1. Field of the Invention
The present invention relates to a lens assembly, lens moving device and assembling method. More particularly, the present invention relates to a lens assembly, lens moving device and assembling method, in which moving mechanisms for lenses/lens groups can be suitably arranged in an economized space.
2. Description Related to the Prior Art
A digital still camera is an optical instrument in which an image pickup element such as a CCD photographs an object image. An optical system in a lens assembly of the digital still camera includes movable lenses/lens groups. Information of an in-focus position is derived by evaluating an image signal obtained by the image pickup element. The lenses/lens groups are moved according to the in-focus position to focus the optical system, which is an AF (auto focus) device. U.S.P. Pub. No. 2003/107667 (corresponding to JP-A 2003-149528) discloses the digital still camera having the AF device. The digital still camera has a lens moving mechanism, which includes a lens holder and guide rods. The lens holder holds each one of the lenses/lens groups. The guide rods keep the lens holder movable in an optical axis direction. Also, motors are used in the digital still camera. For the AF operation, one of the motors as prime mover finely moves the lens holder in the optical axis direction by conversion of rotation to linear movement for the lens holder.
A widely available type of the digital still camera has a zooming mechanism with which a magnification is changeable by optical zooming. A plurality of the lens moving mechanisms are incorporated in the digital still camera and arranged in the optical axis direction for zooming. A first one of the lens moving mechanisms disposed on the objective side moves an associated one of the lenses/lens groups, for changing the zooming magnification. A second lens moving mechanism disposed on the focal plane side moves one associated lens/lens group, for adjusting the focus.

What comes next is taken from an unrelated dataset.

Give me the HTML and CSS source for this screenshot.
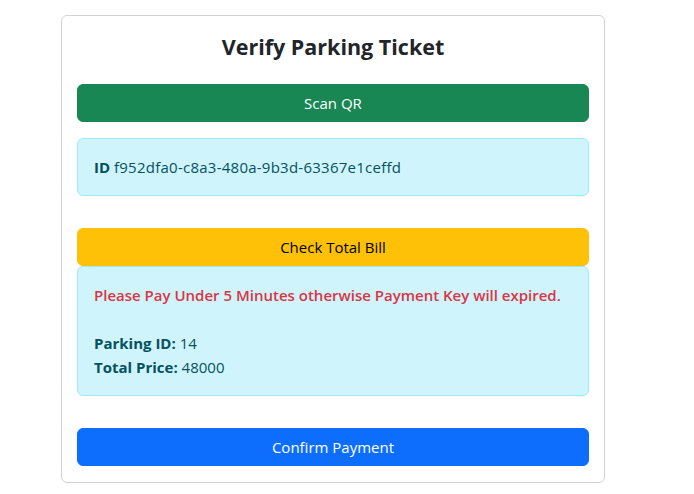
FILE: index.html
```html
<!DOCTYPE html>
<html lang="en">
<head>
<meta charset="utf-8">
<title>Verify Parking Ticket</title>
<link rel="stylesheet" href="styles.css">
</head>
<body>
<div class="page">
  <div class="card">
    <h3 class="title">Verify Parking Ticket</h3>
    <button class="btn btn-success">Scan QR</button>
    <div class="alert alert-info id-alert"><b>ID</b> <span class="uuid">f952dfa0-c8a3-480a-9b3d-63367e1ceffd</span></div>
    <button class="btn btn-warning">Check Total Bill</button>
    <div class="alert alert-info bill-alert">
      <p class="warn">Please Pay Under 5 Minutes otherwise Payment Key will expired.</p>
      <p class="blank"></p>
      <p class="line"><b>Parking ID:</b> 14</p>
      <p class="line"><b>Total Price:</b> 48000</p>
    </div>
    <button class="btn btn-primary">Confirm Payment</button>
  </div>
</div>
</body>
</html>
```
FILE: styles.css
```css
* { box-sizing: border-box; }
html, body { margin: 0; padding: 0; background: #fff; }
body {
  font-family: "Open Sans", "Noto Sans", sans-serif;
  font-size: 15px;
  line-height: 24px;
  color: #212529;
}
.page { padding: 15px 0 0 61px; }
.card {
  width: 544px;
  border: 1px solid rgba(0,0,0,.175);
  border-radius: 6px;
  padding: 16px 15px 16px 15px;
  display: flex;
  flex-direction: column;
}
.title {
  margin: 0 0 22px;
  text-align: center;
  font-size: 21.5px;
  line-height: 30px;
  font-weight: 700;
  color: #212529;
}
.btn {
  display: block;
  width: 100%;
  height: 38px;
  border: 1px solid transparent;
  border-radius: 6px;
  font-family: inherit;
  font-size: 15px;
  line-height: 24px;
  padding: 6px 12px;
  text-align: center;
}
.btn-success { background: #198754; border-color: #198754; color: #fff; }
.btn-warning { background: #ffc107; border-color: #ffc107; color: #000; }
.btn-primary { background: #0d6efd; border-color: #0d6efd; color: #fff; }
.alert {
  border: 1px solid #9eeaf9;
  background: #cff4fc;
  color: #055160;
  border-radius: 6px;
  padding: 16px;
}
.id-alert { margin: 16px 0 32px; height: 58px; padding-top: 16px; }
.uuid { letter-spacing: 0.25px; }
.bill-alert { margin: 0 0 32px; height: 130px; }
.alert b { font-weight: 700; }
.alert p { margin: 0; height: 24px; }
.warn { color: #dc3545; font-weight: 600; }
```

However, adjustment of the focusing and zooming by use of a plurality of the lens moving mechanisms enlarges the size of the lens assembly due to difficult arrangement of the motors. A body of the digital still camera should be small in view of a compact construction, but cannot be made small in a sufficient manner for intention. It is conceivable to dispose the motors to direct output shafts of the motors toward one another, so as to cope with the shortcoming. However, wiring for each of the motors is required to connect with a control device in the digital still camera, by use of such a line as a flexible wiring board. A problem arises in a complicated structure and a large size of the flexible wiring board.
The lens assembly includes a housing. A positioning hole is formed for positioning the guide rods. There is a difficulty in known assembly of the lens assembly. Recognition of the positioning hole before inserting the guide rods is not very easy with human eyes, to make it considerably difficult to assemble the lens assembly. Also, the guide rods may strike the inside of the lens housing or edges of the positioning hole during the insertion, to cause scratches or damages on the lens housing due to the use of the guide rods.
An improvement is disclosed in JP-A 8-248283. The lens assembly is provided with an opening, used in the course of assembly of the lens assembly for visually recognizing positions of the guide rods and the positioning hole. Also, an insertion hole for the guide rods is formed with a conical surface in a funnel form, to facilitate the insertion of the guide rods in the lens housing.
However, the assembly of the lens assembly according to JP-A 8-248283 requires observation of the inside of the lens housing through the opening to insert the guide rods in the positioning hole by checking positions of the guide rods and the positioning hole. Accordingly, the operation of the assembly cannot be efficient due to the manual operation, as the assembly of the lens assembly is difficult to automate.
Also, JP-A 10-254022 discloses an aperture stop mechanism, which includes two aperture stop blades, driven electrically to slide in a direction crosswise to the optical axis direction, for adjusting an aperture stop. A shutter opening is formed through a base plate of the aperture stop mechanism. The aperture stop blades are disposed on the base plate in a slidable manner. A drive lever for the aperture stop blades converts rotation of the motors into linear movement, which is transmitted to the aperture stop blades to shift the aperture stop blades in directions opposite to one another. Aperture recesses are formed in the aperture stop blades for defining an aperture at the shutter opening, to vary an aperture stop diameter according to an amount of overlapping of the aperture recesses.
The aperture stop mechanism of JP-A 10-254022 has a simple structure and may be produced at a low cost. The aperture stop mechanism is usable also as a shutter device. With the aperture stop mechanism, it is conceivable to combine path changing optics for changing an optical path with a bend. JP-A 9-033782 discloses an example of the path changing optics. Also, JP-A 2005-084654 discloses lens shift as a basis of the path changing optics, including two lenses/lens groups disposed before and after the shutter device and the aperture stop mechanism, and the guide rods for guiding the lenses/lens groups. However, a problem arises in incorporating the aperture stop mechanism in the path changing optics of the known technique. A space of the aperture stop blades required for moving cannot be obtained sufficiently because the guide rods must extend within a region of movement of the aperture stop blades. If the aperture stop mechanism is disposed to cause the aperture stop blades to move in a direction away from the guide rods, a thickness of the image pickup optical system will be too great. A size of the lens assembly cannot be small sufficiently.